In 1986, Chvatal concluded four years of studies at one of those top schools — Boston University College of Fine Arts — which she attended on scholarship and graduated summa cum laude. (“My Streber instinct was still there.”) While at Boston, she took workshops with the Belgian bass baritone José van Dam and the composer and conductor Leonard Bernstein. Chvatal says they both imparted the same message: “Girl, you must get to Europe!”

Janet Chvatal

  • Rotary Ambassadorial Scholarship, University of Music and Performing Arts, Vienna, 1987
  • The Phantom of the Opera, Vienna debut, 1990
  • The Wish Prince Project, 2019-present. Learn more

What they didn’t say was how she might accomplish that financially. “Between my junior and senior year in college, I began applying for scholarships,” says Chvatal. “I thought about the Fulbright — and then I discovered the Rotary Club of Beaverton.” With help from club member and future district governor Larry Huot (who died in 1998), Chvatal secured a Rotary Ambassadorial Scholarship. With that, she was able to continue her studies at her school of choice: Die Hochschule fuer Musik und Darstellende Kunst (University of Music and Performing Arts) in Vienna.
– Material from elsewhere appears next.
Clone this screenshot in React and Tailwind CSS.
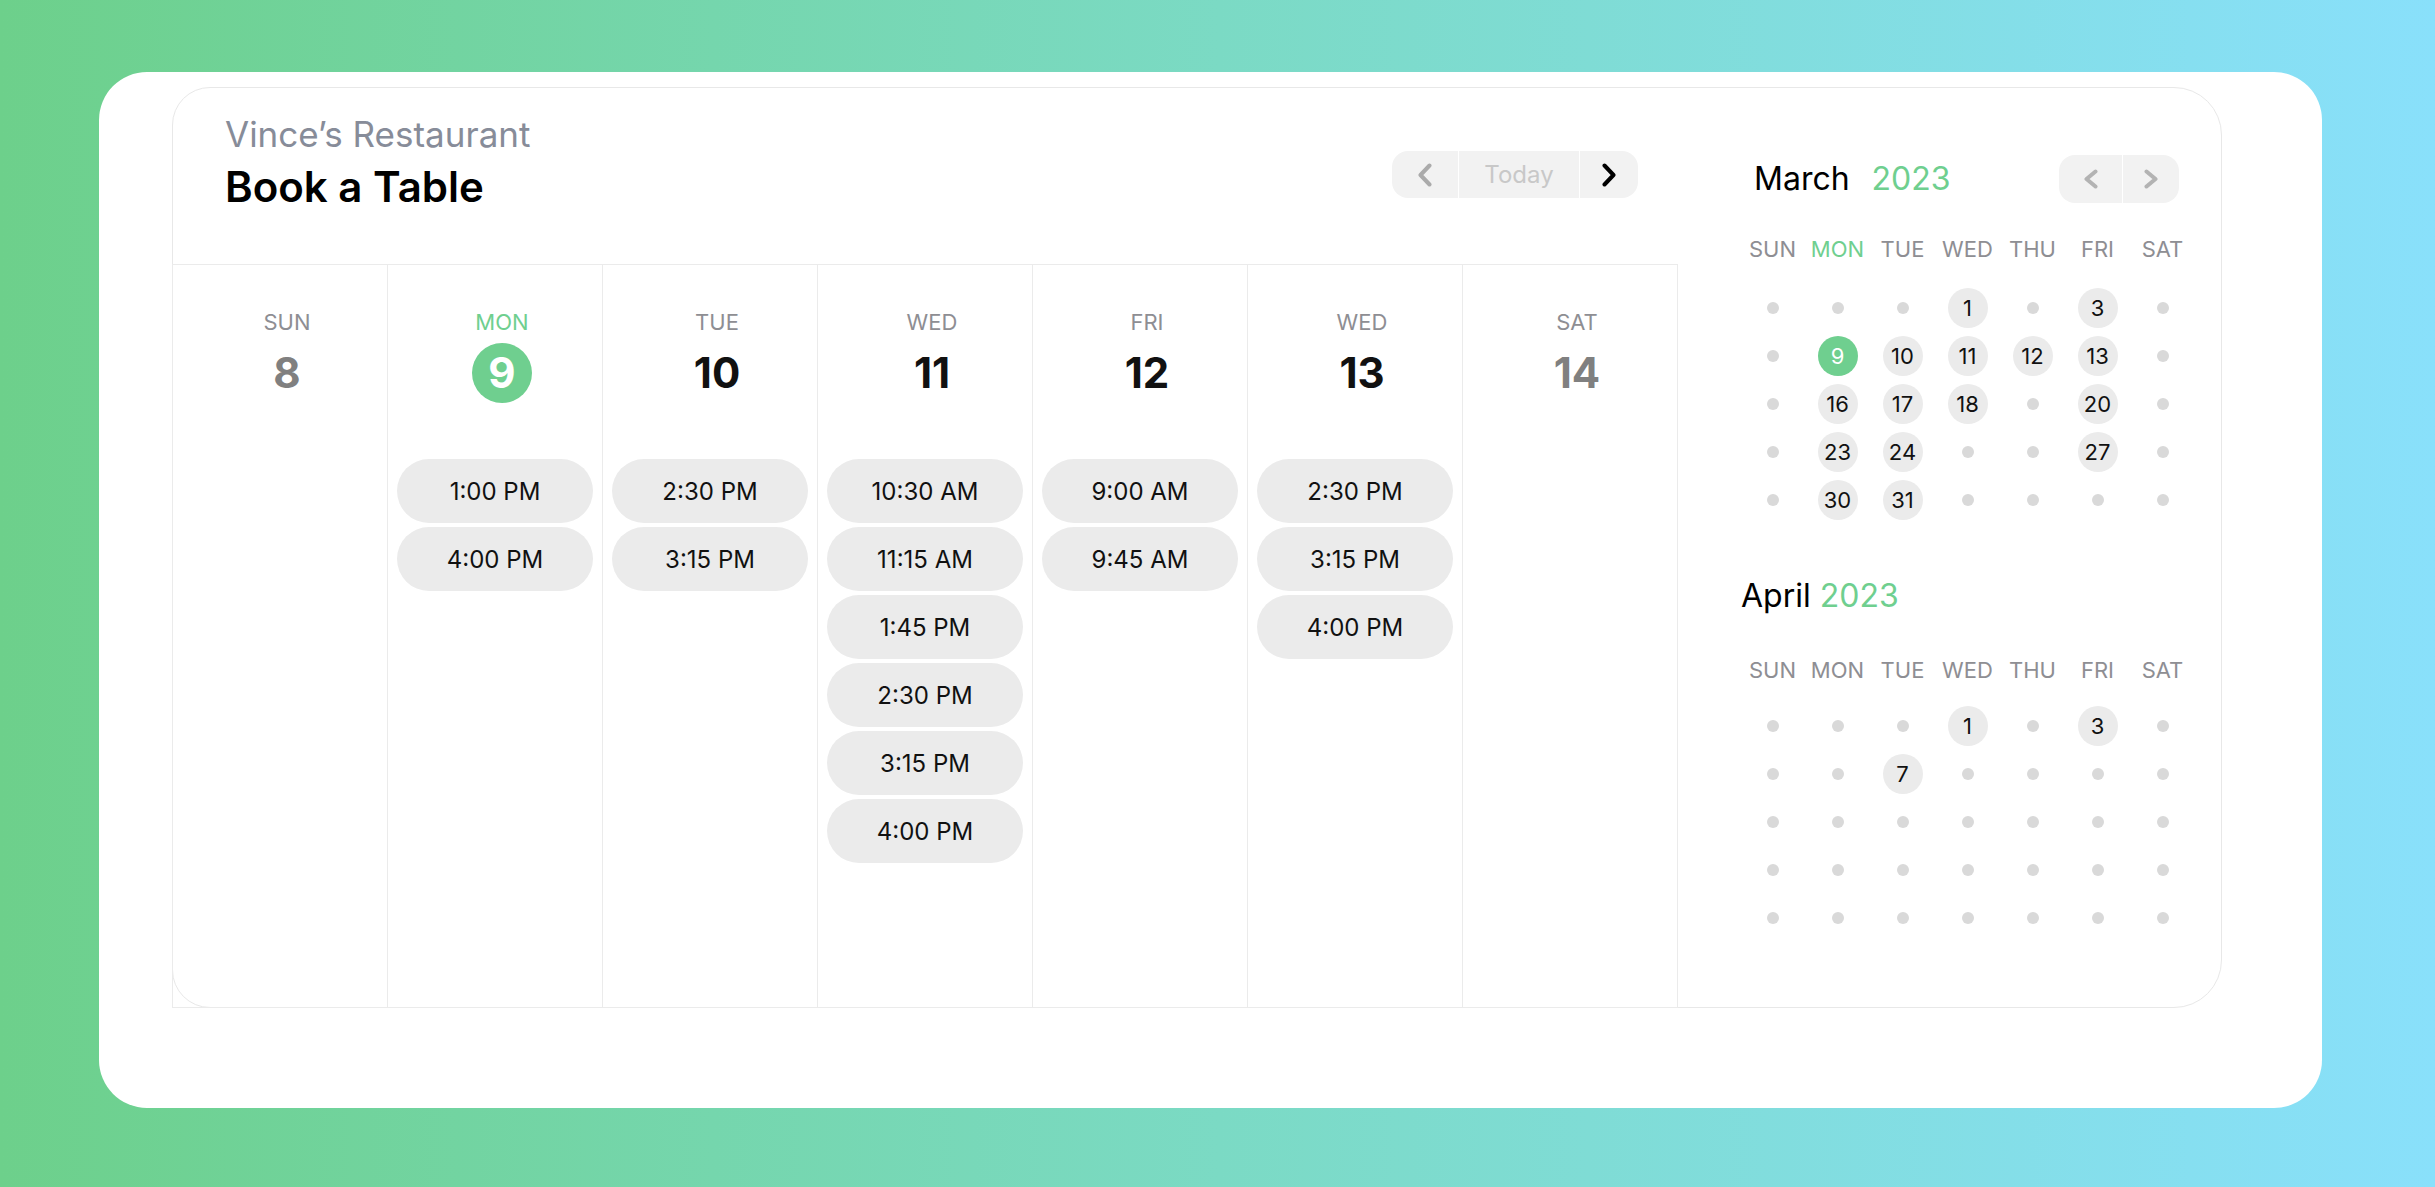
import React from 'react';

// Day columns of the booking grid
const days = [
  { label: 'SUN', num: 8, muted: true, slots: [] },
  { label: 'MON', num: 9, today: true, slots: ['1:00 PM', '4:00 PM'] },
  { label: 'TUE', num: 10, slots: ['2:30 PM', '3:15 PM'] },
  { label: 'WED', num: 11, slots: ['10:30 AM', '11:15 AM', '1:45 PM', '2:30 PM', '3:15 PM', '4:00 PM'] },
  { label: 'FRI', num: 12, slots: ['9:00 AM', '9:45 AM'] },
  { label: 'WED', num: 13, slots: ['2:30 PM', '3:15 PM', '4:00 PM'] },
  { label: 'SAT', num: 14, muted: true, slots: [] },
];

const weekdays = ['SUN', 'MON', 'TUE', 'WED', 'THU', 'FRI', 'SAT'];

// null = dot, number = available day
const march = [
  [null, null, null, 1, null, 3, null],
  [null, 9, 10, 11, 12, 13, null],
  [null, 16, 17, 18, null, 20, null],
  [null, 23, 24, null, null, 27, null],
  [null, 30, 31, null, null, null, null],
];

const april = [
  [null, null, null, 1, null, 3, null],
  [null, null, 7, null, null, null, null],
  [null, null, null, null, null, null, null],
  [null, null, null, null, null, null, null],
  [null, null, null, null, null, null, null],
];

const Chevron = ({ dir = 'left', color = '#b0b0b0', h = 24 }) => (
  <svg width="14" height={h} viewBox={`0 0 14 ${h}`} fill="none">
    <polyline
      points={dir === 'left' ? `11.5,2.5 2.5,${h / 2} 11.5,${h - 2.5}` : `2.5,2.5 11.5,${h / 2} 2.5,${h - 2.5}`}
      stroke={color}
      strokeWidth="4"
      strokeLinecap="round"
      strokeLinejoin="round"
    />
  </svg>
);

const DayColumn = ({ day }) => (
  <div className="w-[215px] shrink-0 border-r border-[#ebebeb] flex flex-col items-center pt-[43px]">
    <div className="pl-[14px] flex flex-col items-center">
      <div
        className={`text-[22px] leading-[28px] ${day.today ? 'text-[#6fcf8f]' : 'text-[#8e8e93]'}`}
      >
        {day.label}
      </div>
      <div className="mt-[7px] h-[60px] flex items-center justify-center">
        {day.today ? (
          <div className="w-[60px] h-[60px] rounded-full bg-[#6fcf8f] flex items-center justify-center text-white text-[42px] font-bold leading-none">
            {day.num}
          </div>
        ) : (
          <div className={`text-[42px] font-bold leading-none ${day.muted ? 'text-[#808080]' : 'text-[#111111]'}`}>
            {day.num}
          </div>
        )}
      </div>
    </div>
    <div className="mt-[56px] w-full px-[9px] flex flex-col gap-[4px]">
      {day.slots.map((s, i) => (
        <div
          key={i}
          className="h-[64px] pt-[2px] rounded-full bg-[#ebebeb] flex items-center justify-center text-[24px] text-[#111111]"
        >
          {s}
        </div>
      ))}
    </div>
  </div>
);

const MonthGrid = ({ rows, highlightMon, todayNum }) => (
  <>
    <div className="grid grid-cols-7 h-[30px] text-[22px] leading-[30px] text-center">
      {weekdays.map((w, i) => (
        <div key={i} className={highlightMon && w === 'MON' ? 'text-[#6fcf8f]' : 'text-[#8e8e93]'}>
          {w}
        </div>
      ))}
    </div>
    <div className={highlightMon ? 'mt-[20px]' : 'mt-[17px]'}>
      {rows.map((row, r) => (
        <div key={r} className="grid grid-cols-7 h-[48px]">
          {row.map((n, c) => (
            <div key={c} className="flex items-center justify-center">
              {n === null ? (
                <div className="w-[12px] h-[12px] rounded-full bg-[#d9d9d9]" />
              ) : n === todayNum ? (
                <div className="w-[40px] h-[40px] rounded-full bg-[#6fcf8f] flex items-center justify-center text-white text-[22px]">
                  {n}
                </div>
              ) : (
                <div className="w-[40px] h-[40px] rounded-full bg-[#ebebeb] flex items-center justify-center text-[#111111] text-[22px]">
                  {n}
                </div>
              )}
            </div>
          ))}
        </div>
      ))}
    </div>
  </>
);

export default function App() {
  return (
    <div
      className="w-[2435px] h-[1187px] bg-gradient-to-r from-[#6dd08b] via-[#7bdac4] to-[#89e0fb] pl-[99px] pt-[72px]"
      style={{ fontFamily: 'Inter, "Noto Sans", sans-serif' }}
    >
      <div className="w-[2223px] h-[1036px] bg-white rounded-[48px] pl-[73px] pt-[15px] pr-[100px] pb-[100px] flex">
        <div className="flex-1 flex border border-[#e8e8e8] rounded-r-[48px] rounded-l-[38px]">
          {/* Left: header + day grid */}
          <div className="-ml-px -mb-px w-[1506px] shrink-0 flex flex-col">
            <div className="h-[176px] shrink-0 flex items-start justify-between pl-[53px] pr-[40px] pt-[24px]">
              <div>
                <div className="text-[35px] leading-[44px] text-[#878c99]">Vince’s Restaurant</div>
                <div className="mt-[6px] text-[42px] leading-[50px] font-semibold text-black">Book a Table</div>
              </div>
              <div className="mt-[39px] w-[246px] h-[47px] rounded-[16px] bg-[#f2f2f2] flex overflow-hidden">
                <div className="w-[66px] flex items-center justify-center">
                  <Chevron dir="left" color="#ababab" h={24} />
                </div>
                <div className="w-px bg-white" />
                <div className="w-[120px] flex items-center justify-center text-[24px] text-[#c8c8c8]">Today</div>
                <div className="w-px bg-white" />
                <div className="w-[58px] flex items-center justify-center">
                  <Chevron dir="right" color="#000000" h={24} />
                </div>
              </div>
            </div>
            <div className="flex-1 flex border-t border-b border-l border-[#ebebeb]">
              {days.map((d, i) => (
                <DayColumn key={i} day={d} />
              ))}
            </div>
          </div>

          {/* Right: month calendars */}
          <div className="flex-1 pl-[62px] pt-[67px]">
            <div className="w-[455px]">
              <div className="h-[48px] flex items-center justify-between">
                <div className="pl-[14px] text-[32px] leading-[40px]">
                  <span className="text-black">March</span>
                  <span className="ml-[22px] text-[#6fcf8f]">2023</span>
                </div>
                <div className="mr-[16px] w-[120px] h-[48px] rounded-[16px] bg-[#f2f2f2] flex overflow-hidden">
                  <div className="w-[63px] flex items-center justify-center">
                    <Chevron dir="left" color="#b3b3b3" h={20} />
                  </div>
                  <div className="w-px bg-white" />
                  <div className="flex-1 flex items-center justify-center">
                    <Chevron dir="right" color="#b3b3b3" h={20} />
                  </div>
                </div>
              </div>
              <div className="mt-[31px]">
                <MonthGrid rows={march} highlightMon todayNum={9} />
              </div>

              <div className="mt-[52px] h-[40px] pl-[1px] text-[32px] leading-[40px]">
                <span className="text-black">April</span>
                <span className="text-[#6fcf8f]"> 2023</span>
              </div>
              <div className="mt-[39px]">
                <MonthGrid rows={april} todayNum={-1} />
              </div>
            </div>
          </div>
        </div>
      </div>
    </div>
  );
}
“It was a quantum leap into a new world,” Chvatal says. “I was able to continue my dream of honing my talent there. It provided the final stage of learning that I needed to master my craft. I don’t know how I would have done it without Rotary. I’ve been a fan and deep appreciator ever since.”

Janet Chvatal stars as Christine Daaé in The Phantom of the Opera

Courtesy of Janet Chvatal

As a professional singer, Chvatal continued to excel. In 1990, she made her debut in Vienna as Christine Daaé in Andrew Lloyd Webber’s The Phantom of the Opera, and she followed that with more leading roles in operas and musical theater, as well as a masterful string of recordings. She also raised two children, Cypress Joseph and Naia Leone, who are both Rotary Youth Leadership Awards grads. (“It changed their lives,” says their mother.)
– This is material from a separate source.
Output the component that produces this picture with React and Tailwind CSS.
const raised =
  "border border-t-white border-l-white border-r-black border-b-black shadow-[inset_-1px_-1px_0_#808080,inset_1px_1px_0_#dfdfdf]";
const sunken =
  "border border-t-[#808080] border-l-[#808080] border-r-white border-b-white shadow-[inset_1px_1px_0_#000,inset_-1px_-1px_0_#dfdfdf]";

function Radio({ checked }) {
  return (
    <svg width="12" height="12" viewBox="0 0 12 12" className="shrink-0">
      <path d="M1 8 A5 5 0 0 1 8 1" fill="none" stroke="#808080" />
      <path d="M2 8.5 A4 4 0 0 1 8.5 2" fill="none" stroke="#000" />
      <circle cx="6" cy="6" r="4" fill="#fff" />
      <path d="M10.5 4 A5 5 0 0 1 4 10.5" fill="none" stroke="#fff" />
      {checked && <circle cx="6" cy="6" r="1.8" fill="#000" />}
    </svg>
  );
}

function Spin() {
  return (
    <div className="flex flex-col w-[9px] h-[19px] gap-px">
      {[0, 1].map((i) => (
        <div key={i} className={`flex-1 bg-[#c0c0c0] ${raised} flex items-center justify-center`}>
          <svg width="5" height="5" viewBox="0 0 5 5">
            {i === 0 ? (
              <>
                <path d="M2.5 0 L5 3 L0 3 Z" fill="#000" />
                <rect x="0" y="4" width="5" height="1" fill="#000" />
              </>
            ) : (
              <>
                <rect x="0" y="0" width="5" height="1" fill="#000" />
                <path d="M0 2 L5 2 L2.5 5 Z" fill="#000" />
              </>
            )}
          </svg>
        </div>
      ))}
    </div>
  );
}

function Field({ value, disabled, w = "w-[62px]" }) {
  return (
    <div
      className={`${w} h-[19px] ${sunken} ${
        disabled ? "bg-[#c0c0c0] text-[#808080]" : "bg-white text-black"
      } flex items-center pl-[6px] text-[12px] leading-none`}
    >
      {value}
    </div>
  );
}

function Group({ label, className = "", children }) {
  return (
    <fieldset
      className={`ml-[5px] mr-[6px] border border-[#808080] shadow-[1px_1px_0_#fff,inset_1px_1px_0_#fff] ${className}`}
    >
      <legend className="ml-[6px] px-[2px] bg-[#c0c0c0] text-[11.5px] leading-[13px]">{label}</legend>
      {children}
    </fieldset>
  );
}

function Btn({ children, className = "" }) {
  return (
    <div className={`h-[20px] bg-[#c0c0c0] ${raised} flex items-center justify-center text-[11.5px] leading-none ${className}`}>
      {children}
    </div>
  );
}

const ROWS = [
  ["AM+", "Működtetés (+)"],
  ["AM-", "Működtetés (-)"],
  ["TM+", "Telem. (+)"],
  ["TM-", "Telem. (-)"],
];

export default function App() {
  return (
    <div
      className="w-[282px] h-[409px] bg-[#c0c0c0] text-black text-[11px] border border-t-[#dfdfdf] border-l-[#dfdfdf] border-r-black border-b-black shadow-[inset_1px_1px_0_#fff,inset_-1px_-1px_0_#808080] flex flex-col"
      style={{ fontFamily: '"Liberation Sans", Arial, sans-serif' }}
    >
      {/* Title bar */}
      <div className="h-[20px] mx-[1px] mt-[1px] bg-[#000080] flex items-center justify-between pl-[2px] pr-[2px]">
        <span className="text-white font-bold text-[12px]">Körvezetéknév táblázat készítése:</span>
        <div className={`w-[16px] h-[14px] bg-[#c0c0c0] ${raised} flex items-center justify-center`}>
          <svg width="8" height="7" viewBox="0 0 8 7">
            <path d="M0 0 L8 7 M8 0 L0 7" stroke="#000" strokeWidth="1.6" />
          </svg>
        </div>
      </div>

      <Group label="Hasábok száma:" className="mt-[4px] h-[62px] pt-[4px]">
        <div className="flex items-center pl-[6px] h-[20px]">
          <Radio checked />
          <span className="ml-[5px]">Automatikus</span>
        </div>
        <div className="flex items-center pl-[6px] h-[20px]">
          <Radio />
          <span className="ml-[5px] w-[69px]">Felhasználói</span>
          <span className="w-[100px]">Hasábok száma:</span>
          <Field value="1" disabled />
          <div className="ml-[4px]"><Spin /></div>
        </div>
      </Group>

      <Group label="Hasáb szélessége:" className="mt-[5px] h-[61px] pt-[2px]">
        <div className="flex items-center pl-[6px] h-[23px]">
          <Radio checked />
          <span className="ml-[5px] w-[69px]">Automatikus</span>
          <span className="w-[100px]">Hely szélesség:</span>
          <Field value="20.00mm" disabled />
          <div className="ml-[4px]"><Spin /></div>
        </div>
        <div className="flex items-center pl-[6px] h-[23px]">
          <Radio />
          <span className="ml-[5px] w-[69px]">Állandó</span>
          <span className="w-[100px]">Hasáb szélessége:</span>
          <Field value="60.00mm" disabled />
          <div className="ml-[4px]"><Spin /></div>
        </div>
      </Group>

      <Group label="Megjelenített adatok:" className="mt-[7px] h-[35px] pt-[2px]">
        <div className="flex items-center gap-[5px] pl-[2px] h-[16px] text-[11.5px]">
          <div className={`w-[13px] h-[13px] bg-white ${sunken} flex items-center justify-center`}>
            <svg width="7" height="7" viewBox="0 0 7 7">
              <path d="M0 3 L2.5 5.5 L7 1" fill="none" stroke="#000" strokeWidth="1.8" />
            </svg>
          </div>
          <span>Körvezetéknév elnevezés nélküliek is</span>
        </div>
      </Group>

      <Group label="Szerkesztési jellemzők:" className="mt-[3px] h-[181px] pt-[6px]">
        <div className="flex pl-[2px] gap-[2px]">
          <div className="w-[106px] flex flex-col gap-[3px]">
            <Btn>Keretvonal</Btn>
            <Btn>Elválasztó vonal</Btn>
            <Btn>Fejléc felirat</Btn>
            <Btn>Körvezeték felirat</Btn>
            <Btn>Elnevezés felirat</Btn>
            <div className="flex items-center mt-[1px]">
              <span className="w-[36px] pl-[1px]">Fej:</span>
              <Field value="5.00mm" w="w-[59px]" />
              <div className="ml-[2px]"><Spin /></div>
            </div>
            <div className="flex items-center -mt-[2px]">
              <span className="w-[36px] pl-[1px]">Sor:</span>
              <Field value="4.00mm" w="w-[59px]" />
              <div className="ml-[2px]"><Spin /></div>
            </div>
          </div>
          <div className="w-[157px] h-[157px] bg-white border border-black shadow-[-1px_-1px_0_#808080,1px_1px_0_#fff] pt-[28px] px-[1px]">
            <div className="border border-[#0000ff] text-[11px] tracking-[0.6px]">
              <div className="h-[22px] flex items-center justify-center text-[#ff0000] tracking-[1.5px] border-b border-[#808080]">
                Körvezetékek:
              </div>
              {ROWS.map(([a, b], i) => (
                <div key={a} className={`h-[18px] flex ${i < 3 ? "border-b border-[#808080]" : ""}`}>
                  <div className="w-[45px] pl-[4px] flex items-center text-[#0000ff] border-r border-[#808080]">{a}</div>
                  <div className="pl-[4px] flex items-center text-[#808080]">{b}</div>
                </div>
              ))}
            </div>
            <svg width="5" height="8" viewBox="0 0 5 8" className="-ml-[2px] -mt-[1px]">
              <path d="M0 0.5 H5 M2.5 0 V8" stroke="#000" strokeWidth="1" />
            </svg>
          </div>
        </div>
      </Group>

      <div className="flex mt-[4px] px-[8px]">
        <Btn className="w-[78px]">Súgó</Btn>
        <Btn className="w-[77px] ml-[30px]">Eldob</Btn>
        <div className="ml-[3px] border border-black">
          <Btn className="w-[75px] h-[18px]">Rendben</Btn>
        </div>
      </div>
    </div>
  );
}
Today Chvatal lives in Füssen, a German city in the Bavarian Alps watched over by Neuschwanstein Castle, the fairy-tale structure that inspired Sleeping Beauty’s castle in Disneyland. “It’s an extraordinary place to live,” she says, “and I am so blessed to now make my permanent home there.”

But Chvatal hadn’t forgotten Beaverton. “From the moment I learned the term Service Above Self,” she says, “it has remained one of the beautiful, haunting voices inside my mind.” Now she began to wonder how she could “put tools into the hands of children so they could live their dreams and reach their goals.”

In Germany, Chvatal wrote and produced Der Schwanenprinz; from that musical sprang a book called, in its English edition, The Wish Prince. The enchanting fairy tale encourages children to live their dreams; a 15-page addendum, which highlights “5 Crown Steps,” demonstrates how, with the help of a parent or a trusted friend, children can make those dreams come true. To date, Chvatal has given away about 20,000 copies of her book, including 5,000 that she is presenting to children under the auspices of the Wish Prince Project, an endeavor she launched in 2019 with her old friends, the Rotary Club of Beaverton.

Today, on her return visits to Beaverton, Chvatal visits grade-school classrooms with Rotary members. Clad in a traditional Bavarian dirndl, she goes through the book with the young students; she even sings them her song about the Wish Prince. Finally, she turns to the last pages of her book and relates a lesson from her life. “I tell the students that I wanted to tell a story, but that you never do anything alone,” says Chvatal. “You always need help, and these are the people who helped me reach my dream of writing this book for you.”

First names on the book’s list: three Beaverton Rotarians — Ralph Shoffner, Doug Taylor, and Maureen Wheeler — as well as a shoutout to the whole club, which, by sponsoring Chvatal’s Rotary Ambassadorial Scholarship, launched the Streber-striving soprano’s career and helped make her dreams come true.